The Scotch Whisky Association took a case, backed by representative bodies including Spirits Europe, to the ECJ against efforts to impose minimum alcohol pricing in Scotland.

In September, the ECJ's advocate general, Yves Bot, published an opinion on that case that will make efforts to impose minimum pricing extremely difficult.

Bot's legal opinions are typically adopted by ECJ judges when making rulings. Bot said that increased taxation on alcohol is likely to be a more effective measure in protecting public health, and that minimum pricing may even be perceived as being discriminatory.

He said the Scottish government would only be able to consider imposing a minimum price if it can be shown that higher taxes fail to achieve the desired public health impact.

Paul Skehan, the Brussels-based director general of Spirits Europe, told the Sunday Independent that the organisation would be prepared to support legal action against efforts to introduce minimum unit alcohol pricing in Ireland if necessary.
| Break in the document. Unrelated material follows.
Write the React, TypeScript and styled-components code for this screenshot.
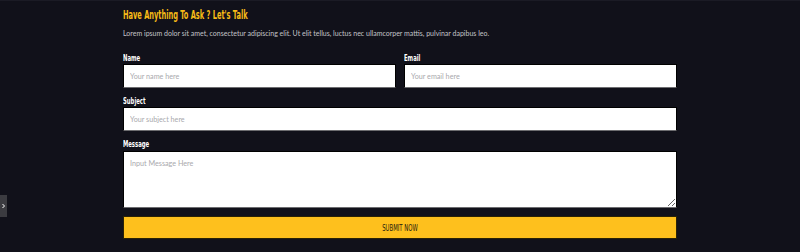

The Irish Spirits Association is a member of the European body.

Skehan - a former head of the Chambers of Commerce of Ireland - claimed that the minimum pricing issue is a "bit of a red herring" and that it wouldn't necessarily lead to better health outcomes.
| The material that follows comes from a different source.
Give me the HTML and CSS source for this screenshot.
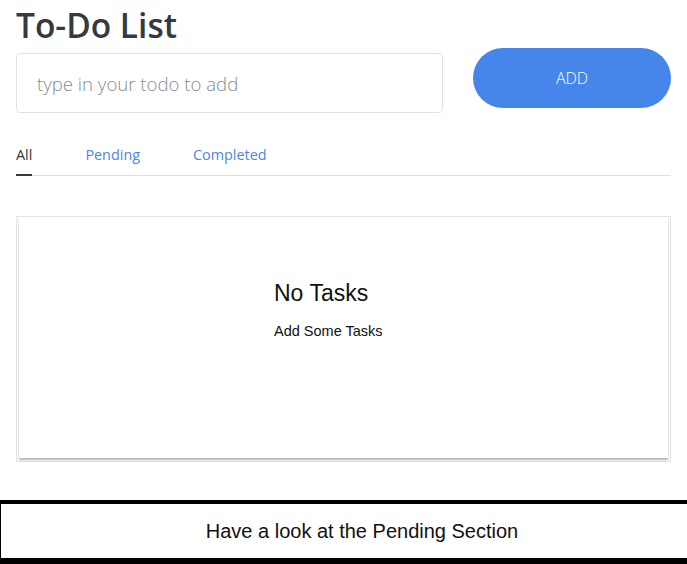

He maintained that modifications to cultural behaviour and societal change would be a better focus for policy makers.

But the Government has insisted that minimum alcohol pricing would save hundreds of lives a year and free up crucial space at hospitals.
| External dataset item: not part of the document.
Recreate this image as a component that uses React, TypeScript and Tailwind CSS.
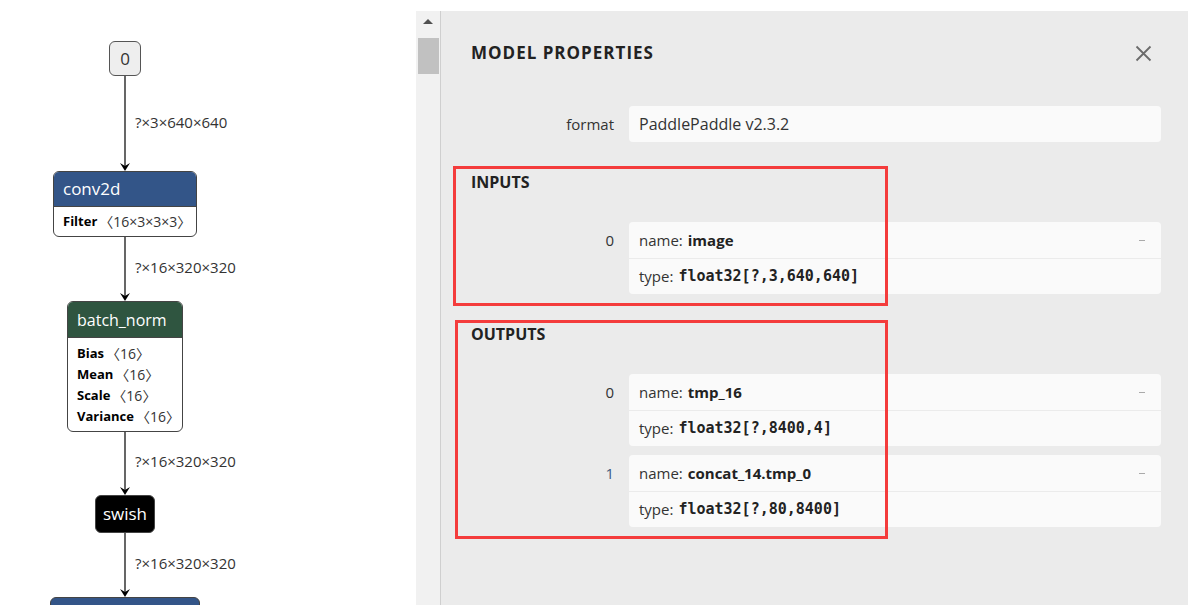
import React from "react";

const sans = "font-['Open_Sans','Noto_Sans',sans-serif]";
const mono = "font-['DejaVu_Sans_Mono','Liberation_Mono',monospace]";
const cjk = "font-['Noto_Sans_CJK_SC','Open_Sans',sans-serif]";

const Edge = ({ y1, y2, label }: { y1: number; y2: number; label: string }) => (
  <>
    <svg className="absolute left-0 top-0" width="416" height="605" style={{ pointerEvents: "none" }}>
      <line x1="125" y1={y1} x2="125" y2={y2 - 2} stroke="#000" strokeWidth="1.2" />
      <path d={`M120 ${y2 - 8} L125 ${y2} L130 ${y2 - 8} L125 ${y2 - 5} Z`} fill="#000" />
    </svg>
    <div
      className="absolute left-[135px] text-[15px] leading-[18px] text-[#333]"
      style={{ top: (y1 + y2) / 2 - 11 }}
    >
      {label}
    </div>
  </>
);

const Shape = ({ dims }: { dims: string }) => (
  <span className={`ml-[2px] text-[#333] text-[14px] ${cjk}`}>〈<span className={sans}>{dims}</span>〉</span>
);

const Graph = () => (
  <div className={`relative w-[416px] h-[605px] bg-white overflow-hidden shrink-0 ${sans}`}>
    <Edge y1={76} y2={171} label="?×3×640×640" />
    <Edge y1={236} y2={301} label="?×16×320×320" />
    <Edge y1={430} y2={495} label="?×16×320×320" />
    <Edge y1={533} y2={597} label="?×16×320×320" />

    {/* input node */}
    <div className="absolute left-[109px] top-[41px] w-[32px] h-[35px] rounded-[6px] border border-[#555] bg-[#eee] flex items-center justify-center text-[17px] text-[#333]">
      0
    </div>

    {/* conv2d */}
    <div className="absolute left-[53px] top-[171px] w-[144px] rounded-[6px] border border-[#444] bg-white overflow-hidden">
      <div className="h-[35px] bg-[#335588] text-white text-[17px] px-[9px] flex items-center border-b border-[#444]">conv2d</div>
      <div className="h-[29px] px-[9px] flex items-center text-[13px] text-[#000] whitespace-nowrap">
        <span className="font-bold">Filter</span>
        <Shape dims="16×3×3×3" />
      </div>
    </div>

    {/* batch_norm */}
    <div className="absolute left-[67px] top-[301px] w-[116px] rounded-[6px] border border-[#444] bg-white overflow-hidden">
      <div className="h-[36px] bg-[#2f5540] text-white text-[16px] px-[9px] flex items-center border-b border-[#444]">batch_norm</div>
      <div className="pt-[5px] pb-[4px] px-[9px] text-[13px] leading-[21px] text-[#000]">
        {["Bias", "Mean", "Scale", "Variance"].map((n) => (
          <div key={n} className="flex items-center whitespace-nowrap">
            <span className="font-bold">{n}</span>
            <Shape dims="16" />
          </div>
        ))}
      </div>
    </div>

    {/* swish */}
    <div className="absolute left-[95px] top-[495px] w-[60px] h-[38px] rounded-[6px] border border-[#444] bg-black text-white text-[17px] flex items-center justify-center">
      swish
    </div>

    {/* next node (cut off) */}
    <div className="absolute left-[50px] top-[597px] w-[150px] h-[40px] rounded-[6px] border border-[#444] bg-[#335588]" />
  </div>
);

const Row = ({ label, children, labelClass = "text-[#333]" }: { label: string; children: React.ReactNode; labelClass?: string }) => (
  <div className="flex">
    <div className={`w-[173px] shrink-0 text-right text-[15px] leading-[36px] ${labelClass}`}>{label}</div>
    <div className="ml-[15px] flex-1">{children}</div>
  </div>
);

const Arg = ({ name, type }: { name: string; type: string }) => (
  <div className="rounded-[4px] bg-[#fafafa] text-[15px] text-[#333]">
    <div className="h-[37px] flex items-center px-[10px] border-b border-[#ebebeb]">
      <span>name:</span>
      <span className="ml-[5px] font-bold text-[#222]">{name}</span>
      <span className="ml-auto mr-[6px] w-[6px] h-[1px] bg-[#aaa]" />
    </div>
    <div className="h-[35px] flex items-center px-[10px]">
      <span>type:</span>
      <span className={`ml-[5px] font-bold text-[#222] text-[15px] ${mono}`}>{type}</span>
    </div>
  </div>
);

const Properties = () => (
  <div className={`flex-1 flex flex-col ${sans}`}>
    <div className="h-[11px] bg-white" />
    <div className="flex flex-1">
      {/* scrollbar */}
      <div className="w-[25px] bg-[#f1f1f1] border-r border-[#cfcfcf] flex flex-col items-center">
        <div className="mt-[8px] w-0 h-0 border-l-[5px] border-r-[5px] border-b-[5px] border-l-transparent border-r-transparent border-b-[#505050]" />
        <div className="mt-[14px] w-[21px] h-[36px] bg-[#c1c1c1]" />
      </div>
      {/* content */}
      <div className="flex-1 bg-[#ebebeb] pt-[30px] pr-[27px]">
        <div className="flex items-center h-[24px] pl-[30px]">
          <div className="text-[17px] font-bold tracking-[1px] text-[#222]">MODEL PROPERTIES</div>
          <svg className="ml-auto mr-[9px]" width="17" height="17" viewBox="0 0 17 17">
            <path d="M1.5 1.5 L15.5 15.5 M15.5 1.5 L1.5 15.5" stroke="#6b6b6b" strokeWidth="1.8" />
          </svg>
        </div>

        <div className="mt-[41px]">
          <Row label="format">
            <div className="h-[36px] rounded-[4px] bg-[#fafafa] flex items-center px-[10px] text-[16px] text-[#333]">
              PaddlePaddle v2.3.2
            </div>
          </Row>
        </div>

        <div className="mt-[28px] h-[24px] flex items-center pl-[30px] text-[16px] font-bold text-[#222]">INPUTS</div>
        <div className="mt-[28px]">
          <Row label="0">
            <Arg name="image" type="float32[?,3,640,640]" />
          </Row>
        </div>

        <div className="mt-[28px] h-[24px] flex items-center pl-[30px] text-[16px] font-bold text-[#222]">OUTPUTS</div>
        <div className="mt-[28px] flex flex-col gap-[9px]">
          <Row label="0">
            <Arg name="tmp_16" type="float32[?,8400,4]" />
          </Row>
          <Row label="1" labelClass="text-[#3d5a80]">
            <Arg name="concat_14.tmp_0" type="float32[?,80,8400]" />
          </Row>
        </div>
      </div>
    </div>
  </div>
);

export default function App() {
  return (
    <div className="relative w-[1188px] h-[605px] flex overflow-hidden bg-white">
      <Graph />
      <Properties />
      {/* annotation boxes */}
      <div className="absolute left-[453px] top-[166px] w-[435px] h-[140px] border-[3px] border-[#f43c3c] pointer-events-none" />
      <div className="absolute left-[455px] top-[320px] w-[433px] h-[219px] border-[3px] border-[#f43c3c] pointer-events-none" />
    </div>
  );
}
Health Minister Leo Varadkar - who is leading the charge to introduce minimum alcohol pricing - wants to eradicate below-cost selling of alcohol, which he believes is fuelling alcohol abuse in Ireland.

The planned new laws here could result in the minimum price for a bottle of wine being set at €8.80, and €2.20 for a can of beer. The legislation will also tackle alcohol marketing and introduce warnings on packaging.

The Vintners Federation of Ireland - which represents publicans outside Dublin - supports the introduction of minimum price legislation.

"It's not the silver bullet," said Skehan of the minimum pricing plan. He said he expects the ECJ's ruling just over two weeks from now to "draw a line under" the issue.

He added that he doesn't see how the Government here can expect to introduce legislation given the likely ruling from the Luxembourg court.